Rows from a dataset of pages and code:
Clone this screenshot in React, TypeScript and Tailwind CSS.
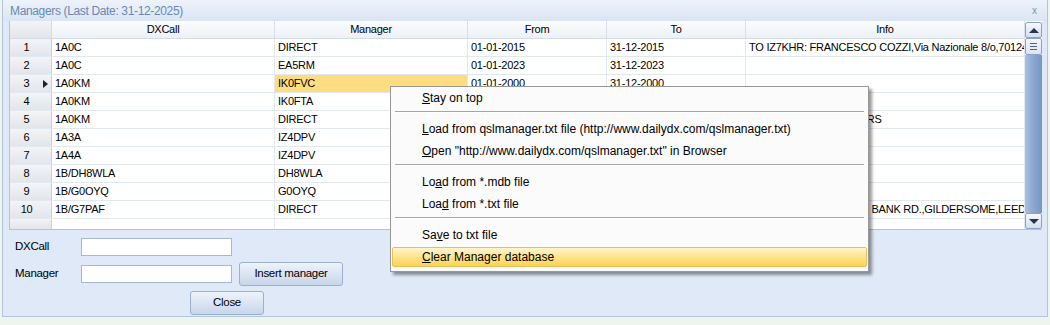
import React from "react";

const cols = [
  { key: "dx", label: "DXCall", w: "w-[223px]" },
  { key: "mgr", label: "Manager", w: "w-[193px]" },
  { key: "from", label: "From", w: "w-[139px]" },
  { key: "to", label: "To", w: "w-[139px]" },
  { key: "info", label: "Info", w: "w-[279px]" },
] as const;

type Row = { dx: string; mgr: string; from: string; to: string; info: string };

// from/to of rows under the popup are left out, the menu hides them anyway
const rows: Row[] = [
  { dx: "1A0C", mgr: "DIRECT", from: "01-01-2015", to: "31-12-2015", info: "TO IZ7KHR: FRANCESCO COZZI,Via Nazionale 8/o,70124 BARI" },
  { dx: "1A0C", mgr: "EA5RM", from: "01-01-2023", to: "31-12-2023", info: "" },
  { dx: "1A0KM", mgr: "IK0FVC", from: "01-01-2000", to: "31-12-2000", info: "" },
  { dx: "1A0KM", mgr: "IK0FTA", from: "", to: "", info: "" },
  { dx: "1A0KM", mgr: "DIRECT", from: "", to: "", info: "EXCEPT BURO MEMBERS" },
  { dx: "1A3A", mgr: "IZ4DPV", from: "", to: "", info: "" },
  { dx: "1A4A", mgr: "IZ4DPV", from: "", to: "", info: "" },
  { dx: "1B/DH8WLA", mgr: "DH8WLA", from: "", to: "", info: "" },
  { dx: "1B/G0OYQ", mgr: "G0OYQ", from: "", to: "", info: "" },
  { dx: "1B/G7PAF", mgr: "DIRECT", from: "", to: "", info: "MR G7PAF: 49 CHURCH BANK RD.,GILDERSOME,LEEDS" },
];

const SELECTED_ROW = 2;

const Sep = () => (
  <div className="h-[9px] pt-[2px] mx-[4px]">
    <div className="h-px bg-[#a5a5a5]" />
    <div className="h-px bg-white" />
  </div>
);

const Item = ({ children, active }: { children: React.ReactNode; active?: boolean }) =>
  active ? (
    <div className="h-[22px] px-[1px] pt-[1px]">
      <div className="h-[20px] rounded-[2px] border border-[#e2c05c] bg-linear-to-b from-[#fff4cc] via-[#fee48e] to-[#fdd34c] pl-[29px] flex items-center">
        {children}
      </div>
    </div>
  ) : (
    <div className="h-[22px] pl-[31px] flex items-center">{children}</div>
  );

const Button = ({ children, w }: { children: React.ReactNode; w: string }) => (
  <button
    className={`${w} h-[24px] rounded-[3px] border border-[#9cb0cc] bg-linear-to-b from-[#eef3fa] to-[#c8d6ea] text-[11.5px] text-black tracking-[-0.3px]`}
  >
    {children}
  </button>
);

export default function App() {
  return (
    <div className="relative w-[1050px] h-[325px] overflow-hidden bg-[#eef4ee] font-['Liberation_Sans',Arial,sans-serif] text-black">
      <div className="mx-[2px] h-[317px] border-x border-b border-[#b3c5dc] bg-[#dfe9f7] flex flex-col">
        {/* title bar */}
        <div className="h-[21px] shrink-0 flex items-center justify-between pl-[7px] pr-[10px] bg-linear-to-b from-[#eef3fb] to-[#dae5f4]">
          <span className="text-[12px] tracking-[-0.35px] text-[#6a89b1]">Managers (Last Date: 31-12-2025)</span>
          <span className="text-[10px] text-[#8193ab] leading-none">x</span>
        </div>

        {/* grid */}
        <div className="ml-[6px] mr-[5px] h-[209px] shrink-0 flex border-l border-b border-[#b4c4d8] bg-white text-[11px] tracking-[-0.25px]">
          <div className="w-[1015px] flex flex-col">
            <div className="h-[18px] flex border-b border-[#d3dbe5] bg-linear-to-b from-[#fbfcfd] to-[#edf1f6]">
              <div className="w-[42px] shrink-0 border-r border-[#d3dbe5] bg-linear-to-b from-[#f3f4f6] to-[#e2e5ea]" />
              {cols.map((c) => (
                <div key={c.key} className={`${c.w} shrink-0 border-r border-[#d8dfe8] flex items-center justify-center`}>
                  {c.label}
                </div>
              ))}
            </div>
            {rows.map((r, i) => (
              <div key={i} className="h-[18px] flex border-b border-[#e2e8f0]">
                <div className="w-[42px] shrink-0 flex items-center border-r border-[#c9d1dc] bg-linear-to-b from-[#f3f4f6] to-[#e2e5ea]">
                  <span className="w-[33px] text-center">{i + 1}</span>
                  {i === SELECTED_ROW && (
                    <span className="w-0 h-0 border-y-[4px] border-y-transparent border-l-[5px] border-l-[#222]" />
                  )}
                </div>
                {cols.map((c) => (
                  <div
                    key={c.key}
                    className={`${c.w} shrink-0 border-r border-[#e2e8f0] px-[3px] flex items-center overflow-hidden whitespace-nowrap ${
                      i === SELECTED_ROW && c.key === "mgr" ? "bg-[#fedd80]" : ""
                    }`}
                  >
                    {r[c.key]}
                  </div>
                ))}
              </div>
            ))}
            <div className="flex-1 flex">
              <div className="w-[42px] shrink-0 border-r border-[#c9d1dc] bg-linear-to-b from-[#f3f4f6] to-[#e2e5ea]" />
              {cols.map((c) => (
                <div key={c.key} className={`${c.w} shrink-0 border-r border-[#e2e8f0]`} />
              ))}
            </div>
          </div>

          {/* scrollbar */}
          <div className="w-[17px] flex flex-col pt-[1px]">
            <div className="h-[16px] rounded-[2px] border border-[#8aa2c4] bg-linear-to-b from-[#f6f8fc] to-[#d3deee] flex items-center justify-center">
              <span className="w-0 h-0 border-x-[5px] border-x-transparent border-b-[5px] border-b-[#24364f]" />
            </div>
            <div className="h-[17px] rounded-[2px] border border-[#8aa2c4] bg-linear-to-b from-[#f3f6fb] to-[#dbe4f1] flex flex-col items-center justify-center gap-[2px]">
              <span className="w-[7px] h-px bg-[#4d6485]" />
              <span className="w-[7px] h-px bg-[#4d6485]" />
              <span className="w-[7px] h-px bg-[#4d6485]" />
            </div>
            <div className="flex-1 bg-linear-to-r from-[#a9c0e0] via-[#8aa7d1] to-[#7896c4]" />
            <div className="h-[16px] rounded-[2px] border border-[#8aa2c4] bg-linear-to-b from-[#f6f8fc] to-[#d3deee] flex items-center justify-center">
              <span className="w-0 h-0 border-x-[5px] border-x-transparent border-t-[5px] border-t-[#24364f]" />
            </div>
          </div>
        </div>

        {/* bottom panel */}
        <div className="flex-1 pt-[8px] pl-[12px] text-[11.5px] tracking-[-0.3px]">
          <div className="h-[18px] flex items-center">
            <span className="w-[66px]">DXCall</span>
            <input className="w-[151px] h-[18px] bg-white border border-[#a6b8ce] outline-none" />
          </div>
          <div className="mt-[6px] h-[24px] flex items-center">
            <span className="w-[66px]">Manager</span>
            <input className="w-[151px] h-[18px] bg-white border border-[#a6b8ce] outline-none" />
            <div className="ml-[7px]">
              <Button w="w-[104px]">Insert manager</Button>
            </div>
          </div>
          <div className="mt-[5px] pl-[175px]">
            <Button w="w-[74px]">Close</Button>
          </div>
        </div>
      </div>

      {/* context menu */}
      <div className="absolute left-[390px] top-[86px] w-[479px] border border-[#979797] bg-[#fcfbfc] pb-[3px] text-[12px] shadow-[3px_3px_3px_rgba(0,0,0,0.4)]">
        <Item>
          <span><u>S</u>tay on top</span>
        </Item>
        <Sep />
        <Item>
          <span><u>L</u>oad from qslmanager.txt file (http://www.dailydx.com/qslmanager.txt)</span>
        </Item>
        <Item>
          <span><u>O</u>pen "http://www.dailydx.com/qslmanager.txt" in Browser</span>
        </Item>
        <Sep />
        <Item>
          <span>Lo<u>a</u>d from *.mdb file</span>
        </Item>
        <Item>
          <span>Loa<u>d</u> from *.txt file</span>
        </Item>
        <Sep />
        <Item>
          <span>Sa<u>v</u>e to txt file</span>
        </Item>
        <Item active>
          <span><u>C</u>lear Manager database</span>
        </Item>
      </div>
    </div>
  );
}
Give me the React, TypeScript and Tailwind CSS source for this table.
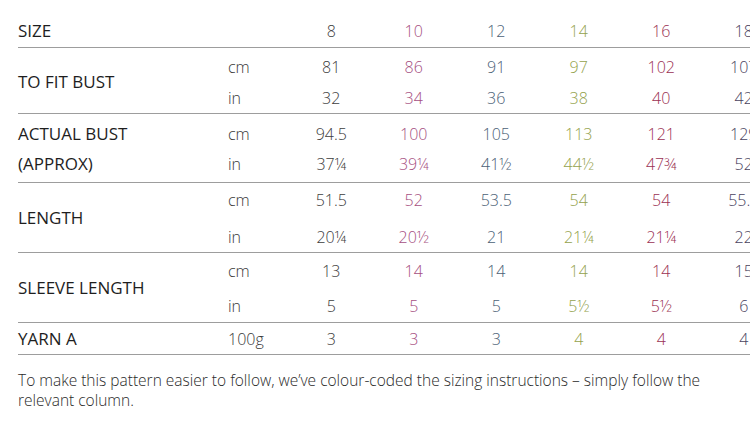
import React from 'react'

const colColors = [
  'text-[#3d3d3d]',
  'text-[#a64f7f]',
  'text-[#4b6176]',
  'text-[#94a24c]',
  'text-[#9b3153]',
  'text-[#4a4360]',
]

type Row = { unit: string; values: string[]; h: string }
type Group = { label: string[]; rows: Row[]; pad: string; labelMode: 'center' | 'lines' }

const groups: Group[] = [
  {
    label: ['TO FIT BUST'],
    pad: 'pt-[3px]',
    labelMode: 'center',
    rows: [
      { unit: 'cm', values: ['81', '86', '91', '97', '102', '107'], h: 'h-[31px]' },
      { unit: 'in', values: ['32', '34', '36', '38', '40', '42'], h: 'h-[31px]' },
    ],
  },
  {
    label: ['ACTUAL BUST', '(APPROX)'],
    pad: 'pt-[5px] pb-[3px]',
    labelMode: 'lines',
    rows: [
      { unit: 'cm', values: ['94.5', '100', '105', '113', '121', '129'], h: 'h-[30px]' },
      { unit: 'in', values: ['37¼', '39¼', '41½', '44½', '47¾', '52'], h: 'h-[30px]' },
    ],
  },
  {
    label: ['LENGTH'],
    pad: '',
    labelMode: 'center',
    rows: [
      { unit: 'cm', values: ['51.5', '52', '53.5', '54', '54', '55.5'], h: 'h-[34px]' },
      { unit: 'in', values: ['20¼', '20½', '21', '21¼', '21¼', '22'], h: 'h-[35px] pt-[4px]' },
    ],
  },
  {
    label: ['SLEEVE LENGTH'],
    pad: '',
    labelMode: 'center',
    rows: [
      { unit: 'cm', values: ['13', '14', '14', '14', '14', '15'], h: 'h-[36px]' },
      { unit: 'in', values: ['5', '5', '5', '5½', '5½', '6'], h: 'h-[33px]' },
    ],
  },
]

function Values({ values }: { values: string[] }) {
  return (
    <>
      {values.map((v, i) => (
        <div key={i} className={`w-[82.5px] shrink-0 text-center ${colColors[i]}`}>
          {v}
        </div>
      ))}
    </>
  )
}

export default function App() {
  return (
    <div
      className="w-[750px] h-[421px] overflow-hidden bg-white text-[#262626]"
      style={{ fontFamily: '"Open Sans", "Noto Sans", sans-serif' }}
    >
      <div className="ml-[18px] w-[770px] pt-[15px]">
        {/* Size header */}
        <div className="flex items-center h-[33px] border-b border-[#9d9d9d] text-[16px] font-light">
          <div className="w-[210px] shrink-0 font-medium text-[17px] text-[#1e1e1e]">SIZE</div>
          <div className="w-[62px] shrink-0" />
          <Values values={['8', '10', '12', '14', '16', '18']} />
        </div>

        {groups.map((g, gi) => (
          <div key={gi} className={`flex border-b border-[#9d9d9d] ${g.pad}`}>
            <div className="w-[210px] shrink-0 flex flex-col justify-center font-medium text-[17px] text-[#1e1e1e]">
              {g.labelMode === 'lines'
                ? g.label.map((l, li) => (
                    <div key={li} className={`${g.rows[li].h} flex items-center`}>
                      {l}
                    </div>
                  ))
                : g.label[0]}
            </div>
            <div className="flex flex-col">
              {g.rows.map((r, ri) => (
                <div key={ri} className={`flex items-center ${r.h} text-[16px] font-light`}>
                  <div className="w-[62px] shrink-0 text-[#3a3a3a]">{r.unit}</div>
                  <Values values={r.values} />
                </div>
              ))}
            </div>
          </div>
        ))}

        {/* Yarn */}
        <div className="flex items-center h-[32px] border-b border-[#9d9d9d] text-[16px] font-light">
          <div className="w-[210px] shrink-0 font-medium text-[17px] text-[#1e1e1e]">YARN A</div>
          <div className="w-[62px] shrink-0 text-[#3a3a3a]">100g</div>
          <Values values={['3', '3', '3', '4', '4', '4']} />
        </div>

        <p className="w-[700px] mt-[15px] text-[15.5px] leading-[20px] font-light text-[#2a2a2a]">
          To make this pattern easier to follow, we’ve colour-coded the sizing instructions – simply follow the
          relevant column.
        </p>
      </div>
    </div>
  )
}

Task requirements ::
Each line holding "TypeScript" must be found and copied.

Full answer ::
Clone this screenshot in React, TypeScript and Tailwind CSS.
Give me the React, TypeScript and Tailwind CSS source for this table.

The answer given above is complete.